With nothing anchoring the value of the currency, it'll fluctuate wildly (and then crater to zero, and that'll be the end of it).

Regular currency is legally enforced by governments as the way to pay taxes, and settle debts in that currency - ergo you always need some or need to buying some, even if you don't want to deal in that currency day-to-day.

BTC does not have these things. The only thing holding it up is irrational speculation. Every person who holds bitcoin needs to sell it to a greater fool for a currency which does extinguish debts/tax obligations locally.

Consider: a population of people in the US dealing solely in BTC, and earning income, have to pay income tax. The IRS can assess income taxes as the relevant fraction of their income (easy enough: assess an approximate USD market wage that they have worked, declare they have to pay USD % of that in taxes). The effect would be BTC craters in North America, because every member of that population would have to somehow sell BTC for USD - only none of them hold USD, so they can't trade amongst each other, which means they need to convince someone else to accept BTC for USD (and I mean, why would you? You can't pay taxes with it which is why they're selling)?


There is generally nothing anchoring the value of any asset trading above the costs of the inputs required to make it.

For example, any real estate with a premium for its "better location," suits by Armani, sunglasses by Gucci carries a similar premium. This applies to gold as well--a huge part of the value is the expectation that others will continue to like shiny things.
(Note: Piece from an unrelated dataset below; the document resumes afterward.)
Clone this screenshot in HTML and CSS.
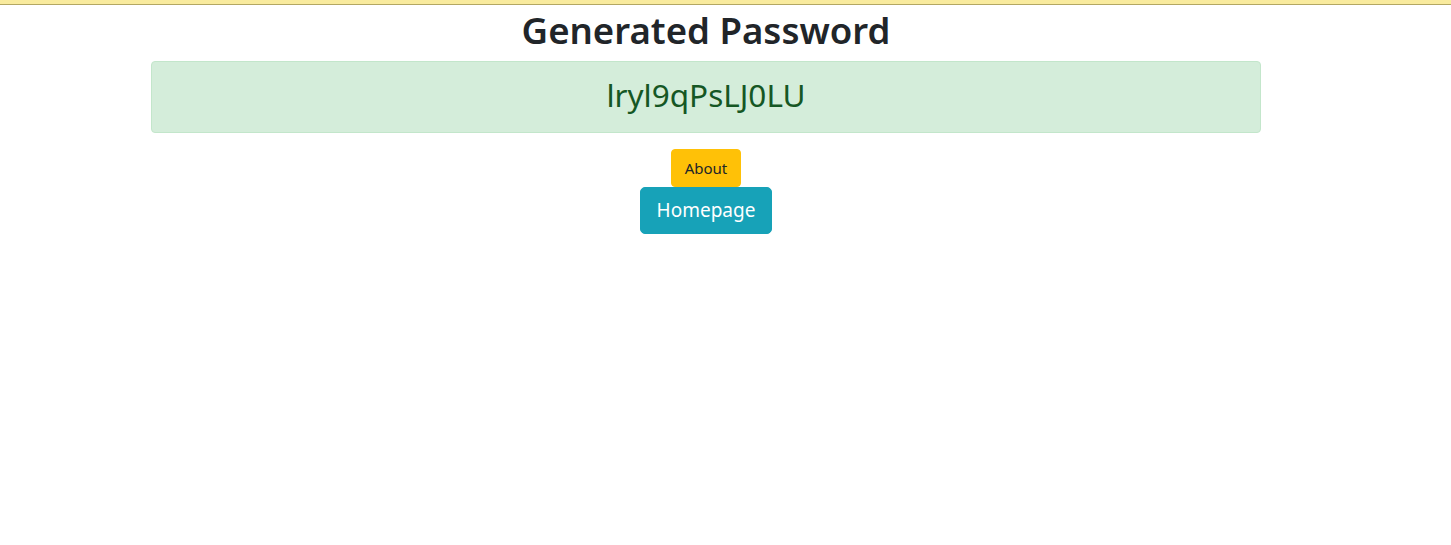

Nothing anchors their price, or premium, other than a system of social beliefs and expectations. Specifically, beliefs about how others will perceive them are all crucial in how people value these items.

The same is true for bitcoin. It starts with a belief that others will also prefer to store value in currency with a higher utility--storable with no fees, and instantly transmissible lower fees--lower friction. It isn't so much the greater fool theory as it is the starting of a journey toward a Nash Equilibrium. But first everyone has to come to a belief about how they, and others view the currency. http://en.wikipedia.org/wiki/Nash_equilibrium

Once this has happened and additionally the markets have become more liquid, things can level out. Right now, the world-brain is confused about how it feels about bitcoin.


Unfortunately, it won't.

Money supply is a function of many things that an authority needs to control as an adjustment lever for the economy. A currency with a scheduled-deflation is not the solution.

There are no problems with our currencies today. This is a solution to a non-existent problem. We have problems in the finance world that Bitcoin does not solve.

For example, regulating how money supply can adjusted, or lending & risk.

How do you expect to operate a modern economy with Bitcoin when the whole concept of lending and credit will never exist (due to the shortage of the money)? What about in 50 years when the population goes up and we'll need more money in the system?

The government will never collect taxes, or issue bonds, in a currency that is not a function of the current state of the economy (but a function of time), and one that is scheduled to stop issuing any more "bills" (coins) at some point.


I guess the reason I don't give this argument any weight is that it is a theoretical argument about money supply and governance when the decisions to use this currency or not are made by average joes who decide whether it is in their self interest. I understand your argument as essentially saying that this currency will cause a tragedy-of-the-commons problem.

The thing is, I think that acknowledges that its popularity is inevitable--tragedy of the commons can only arise when people see something in their interest that is detrimental to society. But as an average joe, given a variety of assets, some deflationary, some not, storing my wealth in the deflationary one is in my interest.

The government never has to use it. I can always convert a small portion of my increasing-value bitcoin holdings into inflationary fiat at the last minute to pay the bill.